J’ajoute que j’ai toujours infiniment apprécié le jeu élégant de Jean-Claude Brialy, qui m’a fait un temps l’honneur de sa sympathie, que j’ai mêmement trouvé que Michel Auclair avait un grand talent qui n’a pas été assez reconnu et que la présence de Pierre Dudan (autre fieffé réactionnaire !), compositeur international à succès (Clopin-clopant) qui faisait de temps en temps des piges pour le cinéma m’intéressait. Quant aux dames, si je n’ai pas pour Marie-Josée Nat une folle admiration, je la supporte sans difficulté ; et je me souviens de longue date que mon seul bon souvenir de Un roi à New York, l’œuvrette idiote de l’histrion Charlot, était la présence de la ravissante Dawn Addams.

Reste dans ce long préambule (qui sera suivi de développements plus minces, qu’on se rassure !) à dire un mot du réalisateur, Alexandre Astruc. Finalement, en y réfléchissant, je n’avais vu de lui jusqu’alors, mais il y a des lunes et des lunes, que Le rideau cramoisi et, plus tard, Une vie ; mais aussi, il y a peu, une sèche dramatique télévisée, Le puits et le pendule d’après Edgar Poe. J’ai rencontré Astruc, j’ai eu beaucoup d’intérêt à recueillir ses points de vue, souvent décapants. Demi-juif, anarchiste de droite, ami de Jean-Paul Sartre, fasciné par les mathématiques et les merveilles du langage, nostalgique de notre héritage monarchique, jamais, et en rien soumis à une doxa, à une règle, à une école. Voilà un homme qui, ainsi présenté, n’est pas déplaisant, n’est-ce pas ?

Eh bien, tout cela qui devrait marcher ne marche pas du tout et donne un film languissant, poussif, haché, à qui les acteurs ne semblent pas croire une seule seconde. Intermittences du cœur, jeux de l’amour et du hasard, fascinations improbables pour quelqu’un qui ne peut être atteint, billevesées des amours de tête et des illusions qu’une certaine disposition des éléments peut faire un moment envisager, tout y est.

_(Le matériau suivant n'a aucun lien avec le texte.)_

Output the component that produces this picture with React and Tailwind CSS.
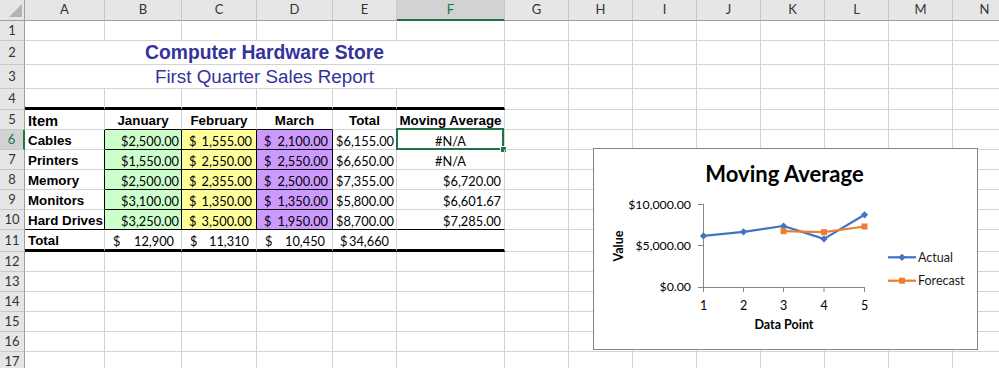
import React from 'react';

const ARIAL = "font-['Liberation_Sans',Arial,sans-serif]";
const CAL = "font-['Lato',sans-serif]";
const GRID_R = 'border-r-[#d4d4d4]';
const GRID_B = 'border-b border-b-[#d4d4d4]';
const BLK_R = 'border-r-black';
const BLK_B = 'border-b border-b-black';
const THICK_B = 'border-b-[3px] border-b-black';

const EXTRA = ['G', 'H', 'I', 'J', 'K', 'L', 'M', 'N'];

function Cell({ w, r = GRID_R, b = GRID_B, className = '', children }) {
  return (
    <div
      className={`relative shrink-0 h-full flex items-end border-r ${r} ${b} whitespace-nowrap leading-[16px] text-black ${w} ${className}`}
    >
      {children}
    </div>
  );
}

function RowHead({ n, sel }) {
  return (
    <div
      className={`shrink-0 w-[25px] h-full flex items-center justify-center border-b border-b-[#c8c8c8] ${CAL} text-[13px] ${
        sel
          ? 'bg-[#d2d2d2] text-[#217346] border-r-2 border-r-[#217346]'
          : 'bg-[#e6e6e6] text-[#333] border-r border-r-[#9e9e9e]'
      }`}
    >
      {n}
    </div>
  );
}

function ColHead({ w, label, sel }) {
  return (
    <div
      className={`shrink-0 h-full flex items-center justify-center border-r border-r-[#c8c8c8] ${CAL} text-[13px] ${w} ${
        sel
          ? 'bg-[#d2d2d2] text-[#217346] border-b-2 border-b-[#217346]'
          : 'bg-[#e6e6e6] text-[#333] border-b border-b-[#9e9e9e]'
      }`}
    >
      {label}
    </div>
  );
}

function Extra() {
  return (
    <>
      {EXTRA.map((c) => (
        <Cell key={c} w="w-[64px]" />
      ))}
    </>
  );
}

function Acc({ v, pl = 'pl-[7px]', pr = 'pr-[4px]' }) {
  return (
    <div className={`flex w-full justify-between ${pl} ${pr} ${CAL} text-[12.8px]`}>
      <span>$</span>
      <span>{v}</span>
    </div>
  );
}

function Cur({ v, pr = 'pr-[2px]' }) {
  return <div className={`w-full text-right ${pr} ${CAL} text-[12.8px]`}>{v}</div>;
}

function Label({ children, big }) {
  return (
    <div className={`pl-[3px] ${ARIAL} font-bold ${big ? 'text-[14.67px]' : 'text-[13.33px]'}`}>
      {children}
    </div>
  );
}

function Head({ children }) {
  return <div className={`w-full text-center ${ARIAL} font-bold text-[13.33px]`}>{children}</div>;
}

const data = [
  { n: 6, item: 'Cables', b: '$2,500.00', c: '1,555.00', d: '2,100.00', e: '$6,155.00', f: '#N/A' },
  { n: 7, item: 'Printers', b: '$1,550.00', c: '2,550.00', d: '2,550.00', e: '$6,650.00', f: '#N/A' },
  { n: 8, item: 'Memory', b: '$2,500.00', c: '2,355.00', d: '2,500.00', e: '$7,355.00', f: '$6,720.00' },
  { n: 9, item: 'Monitors', b: '$3,100.00', c: '1,350.00', d: '1,350.00', e: '$5,800.00', f: '$6,601.67' },
  { n: 10, item: 'Hard Drives', b: '$3,250.00', c: '3,500.00', d: '1,950.00', e: '$8,700.00', f: '$7,285.00' },
];

function Chart() {
  const actual = [
    [703.5, 235.9],
    [743.5, 231.8],
    [783.5, 226],
    [824, 238.9],
    [864.5, 214.8],
  ];
  const forecast = [
    [783.5, 231.2],
    [824, 232.2],
    [864.5, 226.5],
  ];
  const blue = '#4472c4';
  const orange = '#ed7d31';
  const axis = '#868686';
  const font = 'Lato, sans-serif';
  const diamond = (x, y, k) => (
    <polygon key={k} points={`${x},${y - 3.6} ${x + 3.6},${y} ${x},${y + 3.6} ${x - 3.6},${y}`} fill={blue} />
  );
  const square = (x, y, k) => <rect key={k} x={x - 3} y={y - 3} width="6" height="6" fill={orange} />;
  return (
    <div className="absolute left-[593px] top-[148px] w-[385px] h-[202px] border border-[#868686] bg-white">
      <svg width="383" height="200" viewBox="594 149 383 200" className="block">
        <text x="784.5" y="181.5" textAnchor="middle" fontFamily={font} fontWeight="700" fontSize="22" fill="#000">
          Moving Average
        </text>
        {[
          ['$10,000.00', 208.5],
          ['$5,000.00', 250],
          ['$0.00', 291],
        ].map(([t, y]) => (
          <text key={t} x="691" y={y} textAnchor="end" fontFamily={font} fontSize="12.3" fill="#000">
            {t}
          </text>
        ))}
        <line x1="703.5" y1="204" x2="703.5" y2="287.5" stroke={axis} />
        {[204.5, 245.5, 287.5].map((y) => (
          <line key={y} x1="698" y1={y} x2="703.5" y2={y} stroke={axis} />
        ))}
        <line x1="703" y1="287.5" x2="865" y2="287.5" stroke={axis} />
        {[703.5, 743.5, 783.5, 824, 864.5].map((x, i) => (
          <g key={x}>
            <line x1={x} y1="287.5" x2={x} y2="292" stroke={axis} />
            <text x={x} y="309.5" textAnchor="middle" fontFamily={font} fontSize="12.5" fill="#000">
              {i + 1}
            </text>
          </g>
        ))}
        <text x="784" y="329" textAnchor="middle" fontFamily={font} fontWeight="700" fontSize="12.5" fill="#000">
          Data Point
        </text>
        <text
          transform="translate(623.3,246) rotate(-90)"
          textAnchor="middle"
          fontFamily={font}
          fontWeight="700"
          fontSize="12.5"
          fill="#000"
        >
          Value
        </text>
        <polyline points={actual.map((p) => p.join(',')).join(' ')} fill="none" stroke={blue} strokeWidth="2.25" strokeLinejoin="round" />
        {actual.map(([x, y], i) => diamond(x, y, 'a' + i))}
        <polyline points={forecast.map((p) => p.join(',')).join(' ')} fill="none" stroke={orange} strokeWidth="2.25" strokeLinejoin="round" />
        {forecast.map(([x, y], i) => square(x, y, 'f' + i))}
        <line x1="888" y1="257.3" x2="916" y2="257.3" stroke={blue} strokeWidth="2.25" />
        {diamond(902, 257.3, 'la')}
        <text x="918" y="261.5" fontFamily={font} fontSize="12.5" fill="#1a1a1a">
          Actual
        </text>
        <line x1="888" y1="280.7" x2="916" y2="280.7" stroke={orange} strokeWidth="2.25" />
        {square(902, 280.7, 'lf')}
        <text x="918" y="284.9" fontFamily={font} fontSize="12.5" fill="#1a1a1a">
          Forecast
        </text>
      </svg>
    </div>
  );
}

export default function App() {
  return (
    <div className="relative w-[999px] h-[368px] overflow-hidden bg-white">
      {/* column headers */}
      <div className="flex h-[21px]">
        <div className="shrink-0 w-[25px] h-full relative bg-[#e6e6e6] border-r border-r-[#9e9e9e] border-b border-b-[#9e9e9e]">
          <svg className="absolute left-[9px] top-[4px]" width="13" height="13" viewBox="0 0 13 13">
            <polygon points="13,0 13,13 0,13" fill="#b4b4b4" />
          </svg>
        </div>
        <ColHead w="w-[80px]" label="A" />
        <ColHead w="w-[77px]" label="B" />
        <ColHead w="w-[75px]" label="C" />
        <ColHead w="w-[76px]" label="D" />
        <ColHead w="w-[64px]" label="E" />
        <ColHead w="w-[108px]" label="F" sel />
        {EXTRA.map((c) => (
          <ColHead key={c} w="w-[64px]" label={c} />
        ))}
      </div>

      {/* row 1 */}
      <div className="flex h-[20px]">
        <RowHead n={1} />
        <Cell w="w-[80px]" />
        <Cell w="w-[77px]" />
        <Cell w="w-[75px]" />
        <Cell w="w-[76px]" />
        <Cell w="w-[64px]" />
        <Cell w="w-[108px]" />
        <Extra />
      </div>

      {/* row 2 */}
      <div className="flex h-[24px]">
        <RowHead n={2} />
        <Cell w="w-[480px]" className="justify-center">
          <div className={`${ARIAL} font-bold text-[19.3px] leading-[23px] text-[#333399]`}>
            Computer Hardware Store
          </div>
        </Cell>
        <Extra />
      </div>

      {/* row 3 */}
      <div className="flex h-[24px]">
        <RowHead n={3} />
        <Cell w="w-[480px]" className="justify-center">
          <div className={`${ARIAL} text-[18.8px] leading-[23px] text-[#333399]`}>First Quarter Sales Report</div>
        </Cell>
        <Extra />
      </div>

      {/* row 4 */}
      <div className="flex h-[21px]">
        <RowHead n={4} />
        <Cell w="w-[80px]" b={THICK_B} />
        <Cell w="w-[77px]" b={THICK_B} />
        <Cell w="w-[75px]" b={THICK_B} />
        <Cell w="w-[76px]" b={THICK_B} />
        <Cell w="w-[64px]" b={THICK_B} />
        <Cell w="w-[108px]" b={THICK_B} />
        <Extra />
      </div>

      {/* row 5 */}
      <div className="flex h-[20px]">
        <RowHead n={5} />
        <Cell w="w-[80px]">
          <Label big>Item</Label>
        </Cell>
        <Cell w="w-[77px]" b={BLK_B}>
          <Head>January</Head>
        </Cell>
        <Cell w="w-[75px]" b={BLK_B}>
          <Head>February</Head>
        </Cell>
        <Cell w="w-[76px]" b={BLK_B}>
          <Head>March</Head>
        </Cell>
        <Cell w="w-[64px]">
          <Head>Total</Head>
        </Cell>
        <Cell w="w-[108px]">
          <Head>Moving Average</Head>
        </Cell>
        <Extra />
      </div>

      {/* rows 6-10 */}
      {data.map((d) => {
        const last = d.n === 10;
        const bb = last ? BLK_B : GRID_B;
        const na = d.f === '#N/A';
        return (
          <div key={d.n} className="flex h-[20px]">
            <RowHead n={d.n} sel={d.n === 6} />
            <Cell w="w-[80px]" r={BLK_R} b={bb}>
              <Label>{d.item}</Label>
            </Cell>
            <Cell w="w-[77px]" r={BLK_R} b={BLK_B} className="bg-[#ccffcc]">
              <Cur v={d.b} />
            </Cell>
            <Cell w="w-[75px]" r={BLK_R} b={BLK_B} className="bg-[#ffff99]">
              <Acc v={d.c} />
            </Cell>
            <Cell w="w-[76px]" r={BLK_R} b={BLK_B} className="bg-[#cc99ff]">
              <Acc v={d.d} />
            </Cell>
            <Cell w="w-[64px]" b={bb}>
              <Cur v={d.e} />
            </Cell>
            <Cell w="w-[108px]" b={bb}>
              {na ? (
                <div className={`w-full text-center ${CAL} text-[12.8px]`}>{d.f}</div>
              ) : (
                <Cur v={d.f} pr="pr-[3px]" />
              )}
              {d.n === 6 && (
                <>
                  <div className="absolute left-[-1px] top-[-2px] w-[108px] h-[22px] border-2 border-[#217346]" />
                  <div className="absolute left-[103px] top-[16px] w-[7px] h-[7px] bg-[#217346] border border-white" />
                </>
              )}
            </Cell>
            <Extra />
          </div>
        );
      })}

      {/* row 11 */}
      <div className="flex h-[22px]">
        <RowHead n={11} />
        <Cell w="w-[80px]" b={THICK_B}>
          <Label>Total</Label>
        </Cell>
        <Cell w="w-[77px]" b={THICK_B}>
          <Acc v="12,900" pl="pl-[8px]" pr="pr-[7px]" />
        </Cell>
        <Cell w="w-[75px]" b={THICK_B}>
          <Acc v="11,310" pl="pl-[8px]" pr="pr-[7px]" />
        </Cell>
        <Cell w="w-[76px]" b={THICK_B}>
          <Acc v="10,450" pl="pl-[8px]" pr="pr-[7px]" />
        </Cell>
        <Cell w="w-[64px]" b={THICK_B}>
          <Acc v="34,660" pl="pl-[7px]" pr="pr-[7px]" />
        </Cell>
        <Cell w="w-[108px]" b={THICK_B} />
        <Extra />
      </div>

      {/* rows 12-17 */}
      {[12, 13, 14, 15, 16, 17].map((n) => (
        <div key={n} className="flex h-[20px]">
          <RowHead n={n} />
          <Cell w="w-[80px]" />
          <Cell w="w-[77px]" />
          <Cell w="w-[75px]" />
          <Cell w="w-[76px]" />
          <Cell w="w-[64px]" />
          <Cell w="w-[108px]" />
          <Extra />
        </div>
      ))}

      <Chart />
    </div>
  );
}
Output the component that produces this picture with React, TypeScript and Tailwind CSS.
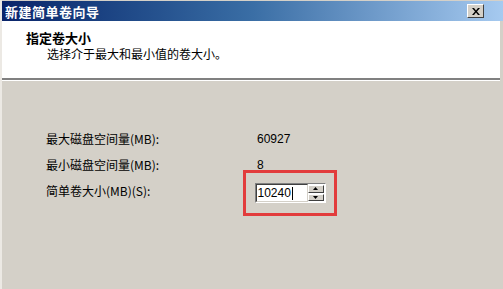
import React from 'react'

const FONT = "font-['SimSun','Noto_Sans_CJK_SC',sans-serif]"

function CloseButton() {
  return (
    <div className="flex h-[14px] w-[17px] items-center justify-center border border-t-white border-l-white border-r-[#404040] border-b-[#404040] bg-[#d4d0c8]">
      <svg width="8" height="7" viewBox="0 0 8 7">
        <path d="M0 0h2l2 2.5L6 0h2L5 3.5 8 7H6L4 4.5 2 7H0l3-3.5z" fill="#000" />
      </svg>
    </div>
  )
}

function Spinner() {
  return (
    <div className="flex w-[17px] flex-col gap-[1px] py-[1px] pr-[1px]">
      {['up', 'down'].map(dir => (
        <div
          key={dir}
          className="flex h-[8px] items-center justify-center border border-t-white border-l-white border-r-[#404040] border-b-[#404040] bg-[#d4d0c8]"
        >
          <svg width="5" height="3" viewBox="0 0 5 3">
            {dir === 'up' ? <path d="M2.5 0L5 3H0z" fill="#000" /> : <path d="M0 0h5L2.5 3z" fill="#000" />}
          </svg>
        </div>
      ))}
    </div>
  )
}

export default function App() {
  return (
    <div className={`flex h-[289px] w-[503px] flex-col overflow-hidden border-l-2 border-l-[#ece9e4] bg-[#d4d0c8] ${FONT}`}>
      {/* Title bar */}
      <div className="flex h-[21px] shrink-0 items-center justify-between border-t border-t-[#d4d0c8] bg-gradient-to-r from-[#0a246a] via-[#3a6ea5] to-[#a6caf0] pl-[3px] pr-[19px]">
        <span className="text-[13px] font-bold leading-none tracking-[0.5px] text-white">新建简单卷向导</span>
        <CloseButton />
      </div>

      {/* Header */}
      <div className="mr-[3px] flex h-[59px] shrink-0 flex-col border-b-2 border-b-[#808080] bg-white pl-[24px] pt-[9px]">
        <span className="h-[16px] text-[13px] font-bold leading-[16px] text-black">指定卷大小</span>
        <span className="h-[16px] pl-[21px] text-[12px] leading-[16px] text-black">选择介于最大和最小值的卷大小。</span>
      </div>
      <div className="mr-[3px] h-px shrink-0 bg-white" />

      {/* Body */}
      <div className="flex flex-1 flex-col pl-[44px] pt-[45px] text-[12px] text-black">
        <div className="flex h-[26px] items-center">
          <span className="w-[211px]">最大磁盘空间量(MB):</span>
          <span className="font-['Liberation_Sans',sans-serif]">60927</span>
        </div>
        <div className="flex h-[26px] items-center">
          <span className="w-[211px]">最小磁盘空间量(MB):</span>
          <span className="font-['Liberation_Sans',sans-serif]">8</span>
        </div>
        <div className="flex h-[26px] items-center">
          <span className="w-[197px]">简单卷大小(MB)(S):</span>
          <div className="mt-[4px] flex h-[46px] w-[94px] items-center justify-center border-[3px] border-[#e23c3c]">
            <div className="flex h-[20px] w-[71px] border border-t-[#808080] border-l-[#808080] border-r-white border-b-white bg-white">
              <div className="flex flex-1 items-center border border-t-[#404040] border-l-[#404040] border-r-[#d4d0c8] border-b-[#d4d0c8] pl-[1px] font-['Liberation_Sans',sans-serif] text-[12px]">
                10240<span className="ml-[1px] inline-block h-[13px] w-px bg-black" />
              </div>
              <Spinner />
            </div>
          </div>
        </div>
      </div>
    </div>
  )
}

Mais tout est décalé, bizarrement agencé de sorte que les personnages sont en perpétuel décalage avec ce qu’ils sont censés représenter.

Dans un premier temps, je me disais que la faute en étaient les erreurs de distribution ; et qu’en tout cas Jean-Claude Brialy ne pouvait en aucune façon incarner ce jeune homme pudique, effarouché, enthousiaste et assez niais (et même particulièrement sot), parce que l’acteur porte en lui tout à fait l’inverse. Et en y réfléchissant davantage je me dis que c’est sans doute le rythme trop paresseux, et le trop grand souci d’Alexandre Astruc de construire une épure, un impeccable compendium d’images intelligentes qui porte l’échec du film. Il y a dans L’éducation sentimentale des plans-séquences d’anthologie, des qualités indéniables pour filmer de fausses histoires d’amour de gens qui se racontent n’importe quoi. Et puis on en reste là : on s’ennuie passablement et on se dit que, dans le genre, Astruc aurait mieux fait d’aller choisir chez Françoise Sagan ce qu’il n’a pas pu vraiment trouver chez Gustave Flaubert. Elle, au moins, était une sacrée romancière.